The problem »
Collect all lines containing the word "index" from the data.

┄┄┄┄┄┄

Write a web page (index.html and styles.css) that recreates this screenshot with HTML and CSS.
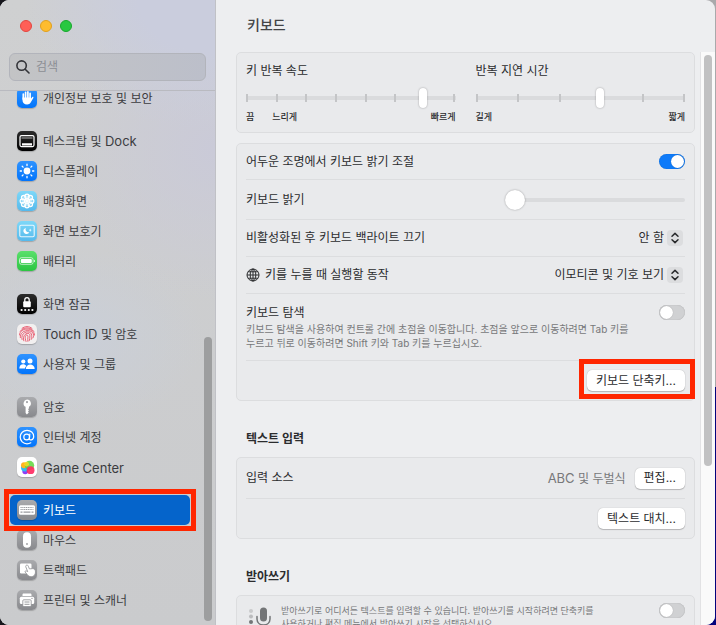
FILE: index.html
```
<!DOCTYPE html>
<html lang="ko">
<head>
  <meta charset="UTF-8">
  <title>키보드</title>
  <link rel="stylesheet" href="styles.css">
</head>
<body>

  <div class="window">
    <aside class="sidebar">
      <div class="sidebar-top">
        <div class="lights">
          <button class="light red" aria-label="닫기"></button>
          <button class="light yellow" aria-label="최소화"></button>
          <button class="light green" aria-label="확대"></button>
        </div>
        <label class="search">
          <svg width="14" height="14" viewBox="0 0 14 14" fill="none" stroke="#333438" stroke-width="1.6" stroke-linecap="round"><circle cx="5.6" cy="5.6" r="4.7"/><path d="M9.2 9.2L13 13"/></svg>
          <input type="text" placeholder="검색" aria-label="검색">
        </label>
      </div>

      <nav class="menu">
        <div class="group">
          <a href="#privacy" class="item">
            <svg class="icon blue" viewBox="0 0 20 20"><path d="M6.3 6v5M8.6 4.3v6M10.9 3.9v6M13.1 5.4v6" stroke="#fff" stroke-width="1.7" stroke-linecap="round"/><path d="M5.5 9.5h8.4v1.2l1.2-1.5c.8-.8 1.7-.1 1.2.8l-2.6 4.6c-.7 1.3-1.9 2-3.6 2-3 0-4.6-1.8-4.6-4.6z" fill="#fff"/></svg>
            <span>개인정보 보호 및 보안</span>
          </a>
        </div>
        <div class="group">
          <a href="#dock" class="item">
            <svg class="icon black" viewBox="0 0 20 20"><rect x="3" y="4.6" width="14" height="11" rx="1.5" fill="none" stroke="#fff" stroke-width="1.2"/><path d="M4.5 7h11" stroke="#aaa"/><path d="M5 12.2h10v2.2H5z" fill="#fff"/></svg>
            <span>데스크탑 및 <span class="latin">Dock</span></span>
          </a>
          <a href="#display" class="item">
            <svg class="icon blue" viewBox="0 0 20 20"><circle cx="10" cy="10" r="3.4" fill="#fff"/><path d="M10 3.2v1.3M10 15.5v1.3M3.2 10h1.3M15.5 10h1.3M5.2 5.2l.9.9M13.9 13.9l.9.9M5.2 14.8l.9-.9M13.9 6.1l.9-.9" stroke="#fff" stroke-width="1.3" stroke-linecap="round"/></svg>
            <span>디스플레이</span>
          </a>
          <a href="#wallpaper" class="item">
            <svg class="icon cyan" viewBox="0 0 20 20"><g fill="#fff" fill-opacity=".3" stroke="#fff" stroke-width="1.1"><circle cx="10" cy="5.4" r="2.3"/><circle cx="13.3" cy="6.7" r="2.3"/><circle cx="14.6" cy="10" r="2.3"/><circle cx="13.3" cy="13.3" r="2.3"/><circle cx="10" cy="14.6" r="2.3"/><circle cx="6.7" cy="13.3" r="2.3"/><circle cx="5.4" cy="10" r="2.3"/><circle cx="6.7" cy="6.7" r="2.3"/></g><circle cx="10" cy="10" r="2" fill="#fff"/></svg>
            <span>배경화면</span>
          </a>
          <a href="#screensaver" class="item">
            <svg class="icon cyan" viewBox="0 0 20 20"><rect x="2.8" y="4.3" width="14.4" height="11.4" rx="1.2" fill="none" stroke="#fff" stroke-opacity=".85" stroke-width="1.1"/><path d="M8.9 6.9a3.1 3.1 0 1 0 3.4 4.3 3 3 0 0 1-3.4-4.3z" fill="#fff"/><path d="M13.2 7.6l.5 1.1 1.1.4-1.1.5-.5 1.1-.5-1.1-1.1-.5 1.1-.4z" fill="#fff"/></svg>
            <span>화면 보호기</span>
          </a>
          <a href="#battery" class="item">
            <svg class="icon lime" viewBox="0 0 20 20"><rect x="2.5" y="6.7" width="13.6" height="6.6" rx="2" fill="none" stroke="#fff" stroke-opacity=".75" stroke-width=".9"/><rect x="3.8" y="7.9" width="11" height="4.2" rx="1" fill="#fff"/><path d="M17 8.8c1.2.4 1.2 2 0 2.4z" fill="#fff"/></svg>
            <span>배터리</span>
          </a>
        </div>
        <div class="group">
          <a href="#lock" class="item">
            <svg class="icon black" viewBox="0 0 20 20"><path d="M7.8 8V5.8c0-3 4.4-3 4.4 0V8" fill="none" stroke="#fff" stroke-width="1.3"/><rect x="6.2" y="7.3" width="7.6" height="6" rx="1" fill="#fff"/><g fill="#fff"><circle cx="4.6" cy="16" r="1.1"/><circle cx="8.2" cy="16" r="1.1"/><circle cx="11.8" cy="16" r="1.1"/><circle cx="15.4" cy="16" r="1.1"/></g></svg>
            <span>화면 잠금</span>
          </a>
          <a href="#touchid" class="item">
            <svg class="icon light-bg" viewBox="0 0 20 20" fill="none" stroke="#e8536a" stroke-width=".9" stroke-linecap="round"><path d="M5 4.4c3-2.5 7-2.5 10 0M3.2 7.4c3-4.8 10.6-4.8 13.6 0M2.5 11c0-8 15-8 15 0M3.3 13.6C2.5 5 16.5 4.2 16.6 11.5c0 1-.2 1.8-.7 2.5M5 15.5C3 7 14.6 5.5 14.7 11.5c0 1.6.2 2.6-.5 4M6.8 16.8C4.6 9.5 12.8 7.2 12.9 11.5c.1 2-.1 3.7-.7 5.3M9 17.5c-2-5.5.5-7.5 1.6-6.2.8 1-.2 3.6.2 6"/></svg>
            <span><span class="latin">Touch ID</span> 및 암호</span>
          </a>
          <a href="#users" class="item">
            <svg class="icon blue" viewBox="0 0 20 20" fill="#fff"><circle cx="6.3" cy="7.5" r="2.1"/><path d="M2.3 14.6c0-5.4 5.5-5.4 7-2.6-.8.7-1.3 1.6-1.4 2.6z"/><circle cx="13" cy="7" r="2.5"/><path d="M8.8 15c0-6 8.9-6 8.9 0z"/></svg>
            <span>사용자 및 그룹</span>
          </a>
        </div>
        <div class="group">
          <a href="#passwords" class="item">
            <svg class="icon gray" viewBox="0 0 20 20"><path fill="#fff" fill-rule="evenodd" d="M10 2.5a3.9 3.9 0 0 1 1.9 7.3l.1 1.4-1 1 1 1-1 1.2.8 1-1.9 2-1.3-1.3V9.8A3.9 3.9 0 0 1 10 2.5zM10 4a1.1 1.1 0 1 0 0 2.2A1.1 1.1 0 0 0 10 4z"/></svg>
            <span>암호</span>
          </a>
          <a href="#accounts" class="item">
            <svg class="icon blue" viewBox="0 0 20 20" fill="none" stroke="#fff" stroke-width="1.2" stroke-linecap="round"><circle cx="9.7" cy="10" r="2.9"/><path d="M12.8 7.2l-.5 4.3c-.1 2.3 4.4 2 4.4-2C16.7 5.7 13.7 3.3 10 3.3S3.2 6.2 3.2 10s3 6.8 6.8 6.8c1.500 0 2.800-.4 3.800-1"/></svg>
            <span>인터넷 계정</span>
          </a>
          <a href="#gamecenter" class="item">
            <svg class="icon white" viewBox="0 0 20 20"><circle cx="8.2" cy="14.5" r="2.8" fill="#8e3df5"/><circle cx="8" cy="10.5" r="4" fill="#2fb8f5"/><circle cx="7" cy="8.2" r="3" fill="#ffb422"/><circle cx="12.5" cy="8.5" r="4.7" fill="#5ed63c" fill-opacity=".85"/><circle cx="9.6" cy="7.2" r="2.4" fill="#ffd91f" fill-opacity=".8"/><circle cx="13.6" cy="13.2" r="3.9" fill="#ff2d63" fill-opacity=".92"/></svg>
            <span class="latin">Game Center</span>
          </a>
        </div>
        <div class="group">
          <a href="#keyboard" class="item selected" aria-current="page">
            <svg class="icon gray" viewBox="0 0 20 20"><rect x="2" y="5.3" width="16" height="9.4" rx="1.5" fill="#fff"/><path d="M3.5 7.5h13M3.5 9.5h13" stroke="#999a9e" stroke-width="1.2" stroke-dasharray="1.2 .6"/><path d="M3.5 12.2h2M6.5 12.2h7M14.5 12.2h2" stroke="#999a9e" stroke-width="1.2"/></svg>
            <span>키보드</span>
          </a>
          <a href="#mouse" class="item">
            <svg class="icon gray" viewBox="0 0 20 20"><rect x="6" y="2.3" width="8" height="15.4" rx="4" fill="#fff"/><circle cx="10" cy="14" r=".9" fill="#9a9b9f"/></svg>
            <span>마우스</span>
          </a>
          <a href="#trackpad" class="item">
            <svg class="icon gray" viewBox="0 0 20 20"><rect x="3" y="3.5" width="11.5" height="10" rx="1.3" fill="#fff"/><path d="M9.5 5.2c.9-.4 1.5.2 1.8 1l1.1 2.7 3.3-.3c1.7 0 2.8 1.4 2.8 3.4 0 3-1.9 4.7-4.3 4.7-1.8 0-3-.8-4-2.2l-2-2.4c-.5-.9.3-1.5 1.3-1.1l1.2.6-1.9-4.7c-.3-.8 0-1.4.7-1.7z" fill="#fff" stroke="#8d8e92" stroke-width=".8"/></svg>
            <span>트랙패드</span>
          </a>
          <a href="#printers" class="item">
            <svg class="icon gray" viewBox="0 0 20 20"><path d="M5.5 6V4.8c0-.8.5-1.3 1.3-1.3h6.4c.8 0 1.3.5 1.3 1.3V6z" fill="#fff"/><rect x="2.8" y="6.7" width="14.4" height="7.3" rx="1.6" fill="#fff"/><rect x="5.8" y="9.8" width="8.4" height="6.8" rx="1" fill="#fff" stroke="#8d8e92" stroke-width=".8"/><path d="M7.5 12h5M7.5 14.3h5" stroke="#8d8e92" stroke-width=".9"/><circle cx="15" cy="8.4" r=".6" fill="#8d8e92"/></svg>
            <span>프린터 및 스캐너</span>
          </a>
        </div>
      </nav>
      <div class="sidebar-thumb"></div>
    </aside>

    <main class="main">
      <h1>키보드</h1>
      <div class="scroller">
        <div class="content">
          <section class="card repeat">
            <div class="tuner">
              <label for="rate">키 반복 속도</label>
              <div class="ticked">
                <div class="ticks"><i></i><i></i><i></i><i></i><i></i><i></i><i></i><i></i></div>
                <input type="range" id="rate" min="0" max="7" value="6">
              </div>
              <div class="scale"><span>끔</span><span class="slow">느리게</span><span>빠르게</span></div>
            </div>
            <div class="tuner">
              <label for="delay">반복 지연 시간</label>
              <div class="ticked">
                <div class="ticks"><i></i><i></i><i></i><i></i><i></i><i></i></div>
                <input type="range" id="delay" min="0" max="5" value="3">
              </div>
              <div class="scale"><span>길게</span><span>짧게</span></div>
            </div>
          </section>

          <section class="card">
            <div class="row">
              <label for="ambient">어두운 조명에서 키보드 밝기 조절</label>
              <input type="checkbox" class="switch" id="ambient" checked>
            </div>
            <div class="row tall">
              <label for="brightness">키보드 밝기</label>
              <input type="range" class="brightness" id="brightness" value="0">
            </div>
            <div class="row">
              <label for="backlight">비활성화된 후 키보드 백라이트 끄기</label>
              <div class="popup">
                <select id="backlight"><option>안 함</option></select>
                <svg viewBox="0 0 16 16"><path d="M5 6.3L8 3.4l3 2.9M5 9.7l3 2.900 3-2.900"/></svg>
              </div>
            </div>
            <div class="row">
              <label for="globe">
                <svg class="globe" viewBox="0 0 14 14"><circle cx="7" cy="7" r="6"/><ellipse cx="7" cy="7" rx="2.8" ry="6"/><path d="M7 1v12M1 7h12M2 3.8h10M2 10.2h10"/></svg>키를 누를 때 실행할 동작
              </label>
              <div class="popup">
                <select id="globe"><option>이모티콘 및 기호 보기</option></select>
                <svg viewBox="0 0 16 16"><path d="M5 6.3L8 3.4l3 2.9M5 9.7l3 2.900 3-2.900"/></svg>
              </div>
            </div>
            <div class="row navigation">
              <div>
                <label for="navigation">키보드 탐색</label>
                <p>키보드 탐색을 사용하여 컨트롤 간에 초점을 이동합니다. 초점을 앞으로 이동하려면 Tab 키를<br>누르고 뒤로 이동하려면 Shift 키와 Tab 키를 누르십시오.</p>
              </div>
              <input type="checkbox" class="switch" id="navigation">
            </div>
            <div class="row tall end">
              <div class="marked"><button class="btn">키보드 단축키...</button></div>
            </div>
          </section>

          <h2>텍스트 입력</h2>
          <section class="card">
            <div class="row tall">
              <span>입력 소스</span>
              <div class="source"><span><span class="latin">ABC</span> 및 두벌식</span><button class="btn">편집...</button></div>
            </div>
            <div class="row tall end">
              <button class="btn">텍스트 대치...</button>
            </div>
          </section>

          <h2>받아쓰기</h2>
          <section class="card">
            <div class="row dictation">
              <svg class="mic" viewBox="0 0 24 26"><circle cx="3" cy="5" r="2" fill="#c9cacc"/><circle cx="3" cy="10.5" r="2" fill="#bbbcbe"/><circle cx="3" cy="16" r="2" fill="#737577"/><rect x="12" y="1.5" width="7" height="14" rx="3.5" fill="#737577"/><path d="M9 10.5v2.500c0 8 13 8 13 0v-2.500M15.500 19v4" fill="none" stroke="#737577" stroke-width="1.5" stroke-linecap="round"/></svg>
              <label for="dictation">받아쓰기로 어디서든 텍스트를 입력할 수 있습니다. 받아쓰기를 시작하려면 단축키를<br>사용하거나 편집 메뉴에서 받아쓰기 시작을 선택하십시오.</label>
              <input type="checkbox" class="switch" id="dictation">
            </div>
          </section>
        </div>
        <div class="track"><div class="thumb"></div></div>
      </div>
    </main>
  </div>

</body>
</html>
```
FILE: styles.css
```
* { box-sizing: border-box; }
body {
  margin: 0;
  background: linear-gradient(#a9a9ab 62%, #03037c 62%);
  font-family: Inter, "Noto Sans CJK KR", sans-serif;
  font-size: 12px;
  line-height: 16px;
  color: #2b2c2e;
}
button, input, select { font: inherit; color: inherit; margin: 0; }
.latin { font-size: 13px; }

.window {
  display: flex;
  height: 100vh;
  margin-right: 1px;
  overflow: hidden;
  border-radius: 9px;
  background: #edeef0;
  box-shadow: -8px 0 0 #17171c;
}

/* sidebar */
.sidebar {
  position: relative;
  display: flex;
  flex-direction: column;
  flex: 0 0 216px;
  min-width: 0;
  border-right: 1px solid #c0c1c6;
  background:
    radial-gradient(ellipse 190px 130px at 100% 0, #cacddd 40%, transparent),
    radial-gradient(ellipse 150px 150px at 100% 24%, #cacad8, transparent),
    radial-gradient(ellipse 130px 90px at 35% 54%, #cacfd8, transparent),
    linear-gradient(#cfd0d1, #cacbcd);
}
.sidebar-top {
  flex: none;
  padding: 20px 9px 9px;
  border-bottom: 1px solid #b9bac0;
}
.lights {
  display: flex;
  gap: 8px;
  padding-left: 11px;
  margin-bottom: 21px;
}
.light {
  width: 12px;
  height: 12px;
  padding: 0;
  border: 1px solid;
  border-radius: 50%;
}
.red { background: #ff5f57; border-color: #e2463f; }
.yellow { background: #febc2e; border-color: #e0a01e; }
.green { background: #28c840; border-color: #17a82c; }
.search {
  display: flex;
  align-items: center;
  gap: 6px;
  height: 28px;
  padding: 0 6px;
  border: 1px solid #b2b4bb;
  border-radius: 6px;
  background: linear-gradient(100deg, #c3c4c5, #bcbfca);
}
.search input {
  flex: 1;
  min-width: 0;
  padding: 0;
  border: 0;
  outline: 0;
  background: none;
}
.search input::placeholder { color: #8c8e94; }

.menu {
  flex: 1;
  min-height: 0;
  overflow: hidden;
  padding: 0 25px 0 10px;
}
.group { margin-bottom: 13px; }
/* list is scrolled a little under the header */
.group:first-child { margin-top: -8px; }
.item {
  position: relative;
  display: flex;
  align-items: center;
  gap: 6px;
  height: 30px;
  padding: 0 7px;
  border-radius: 5px;
  color: #3b3c3f;
  text-decoration: none;
  white-space: nowrap;
}
.item > span { padding-top: 1px; }
.selected { background: #0564cb; color: #fff; }
.selected::after {
  content: "";
  position: absolute;
  inset: -6px;
  border: 5px solid #ff2600;
  z-index: 1;
}
.icon {
  flex: none;
  width: 20px;
  height: 20px;
  border-radius: 5px;
  box-shadow: 0 1px 1px rgba(0, 0, 0, .2);
}
.blue { background: linear-gradient(#2f93ff, #0274fb); }
.black { background: linear-gradient(#2c2c2c, #000); }
.cyan { background: linear-gradient(#7ed8f8, #55b9ec); }
.lime { background: linear-gradient(#5be06c, #2cc542); }
.gray { background: linear-gradient(#aaabae, #88898d); }
.light-bg { background: #f2f0f0; }
.white { background: #fff; }
.sidebar-thumb {
  position: absolute;
  right: 3px;
  bottom: 4px;
  width: 8px;
  height: 284px;
  border-radius: 4px;
  background: #9d9e9f;
}

/* right pane */
.main {
  display: flex;
  flex-direction: column;
  flex: 1;
  min-width: 0;
}
h1 {
  flex: none;
  height: 52px;
  margin: 0;
  padding-left: 31px;
  font-size: 14px;
  font-weight: 500;
  line-height: 50px;
  color: #434446;
}
.scroller {
  display: flex;
  flex: 1;
  min-height: 0;
}
.content {
  flex: 1;
  min-width: 0;
  overflow: hidden;
  padding: 0 5px 0 20px;
}
.track {
  width: 15px;
  border-left: 1px solid #e2e2e4;
  background: #fafafa;
}
.thumb {
  height: 411px;
  margin: 3px;
  width: 8px;
  border-radius: 4px;
  background: #c1c1c2;
}
.card {
  margin-bottom: 10px;
  padding: 0 9px;
  border: 1px solid #dcdddf;
  border-radius: 5px;
  background: #e9eaec;
}
h2 {
  margin: 29px 0 9px;
  padding-left: 10px;
  font-size: 12px;
  font-weight: 700;
  line-height: 18px;
}

.repeat {
  display: grid;
  grid-template-columns: 1fr 1fr;
  gap: 20px;
  padding: 10px 9px 8px;
}
.tuner label { display: block; }
.ticked {
  display: grid;
  align-items: center;
  height: 20px;
  margin: 9px 0 2px;
}
.ticked > * { grid-area: 1 / 1; }
.ticks {
  display: flex;
  justify-content: space-between;
  align-items: center;
  height: 4px;
  background: #dadbdd;
}
.ticks i {
  width: 2px;
  height: 8px;
  background: #c4c5c7;
}
.scale {
  display: flex;
  justify-content: space-between;
  font-size: 9px;
  font-weight: 500;
  line-height: 14px;
}
.slow { margin: 0 auto 0 18px; }

input[type=range] {
  appearance: none;
  width: 100%;
  height: 20px;
  background: none;
}
input[type=range]::-webkit-slider-thumb {
  appearance: none;
  width: 8px;
  height: 20px;
  border-radius: 4px;
  background: #fff;
  box-shadow: 0 0 2px rgba(0, 0, 0, .35);
}
input.brightness {
  width: 180px;
}
input.brightness::-webkit-slider-runnable-track {
  height: 4px;
  border-radius: 2px;
  background: #dadbdd;
}
input.brightness::-webkit-slider-thumb {
  width: 20px;
  margin-top: -8px;
  border-radius: 50%;
}

.row {
  display: flex;
  align-items: center;
  justify-content: space-between;
  height: 37px;
}
.row:first-child { height: 35px; }
.row + .row { border-top: 1px solid #dcdddf; }
.tall, .tall:first-child { height: 40px; }
.end { justify-content: flex-end; }
.navigation {
  align-items: flex-start;
  height: 67px;
  padding-top: 11px;
}
.navigation label { display: block; }
.navigation p {
  margin: 1px 0 0;
  font-size: 10px;
  line-height: 14px;
  white-space: nowrap;
  color: #77787a;
}
.globe {
  width: 14px;
  height: 14px;
  margin-right: 5px;
  vertical-align: -3px;
  fill: none;
  stroke: #2b2c2e;
  stroke-width: 1;
}

.switch {
  appearance: none;
  flex: none;
  width: 26px;
  height: 15px;
  border-radius: 8px;
  background: #d0d1d3;
  box-shadow: inset 0 0 1px rgba(0, 0, 0, .3);
}
.switch::before {
  content: "";
  display: block;
  width: 13px;
  height: 13px;
  margin: 1px;
  border-radius: 50%;
  background: #fff;
  box-shadow: 0 0 1px rgba(0, 0, 0, .3);
}
.switch:checked { background: #0f7bf9; }
.switch:checked::before { margin-left: 12px; }

.popup {
  display: grid;
  align-items: center;
  padding-right: 2px;
}
.popup > * { grid-area: 1 / 1; }
.popup select {
  appearance: none;
  width: 160px;
  padding: 0 19px 0 0;
  border: 0;
  background: none;
  text-align: right;
  text-align-last: right;
}
.popup svg {
  justify-self: end;
  width: 16px;
  height: 16px;
  border-radius: 4px;
  background: #dcdddf;
  fill: none;
  stroke: #2b2c2e;
  stroke-width: 1.5;
  stroke-linecap: round;
  stroke-linejoin: round;
  pointer-events: none;
}

.btn {
  height: 21px;
  padding: 0 9px;
  border: 0;
  border-radius: 5px;
  background: #fff;
  line-height: 20px;
  box-shadow: 0 0 1px rgba(0, 0, 0, .3), 0 1px 1px rgba(0, 0, 0, .2);
}
.marked { position: relative; }
.marked::after {
  content: "";
  position: absolute;
  inset: -11px -10px -8px -8px;
  border: 5px solid #ff2600;
  pointer-events: none;
}
.source {
  display: flex;
  align-items: center;
  gap: 9px;
  color: #77787a;
}
.source .btn { color: #2b2c2e; }

.row.dictation {
  align-items: flex-start;
  height: 60px;
  padding-top: 7px;
}
.dictation label {
  flex: 1;
  padding-top: 1px;
  font-size: 9px;
  line-height: 13px;
  white-space: nowrap;
  color: #77787a;
}
.mic {
  width: 24px;
  height: 26px;
  margin: 3px 9px 0 2px;
}
```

┄┄┄┄┄┄

Solution for this exercise »
Write a web page (index.html and styles.css) that recreates this screenshot with HTML and CSS.
FILE: index.html
  z-index: 1;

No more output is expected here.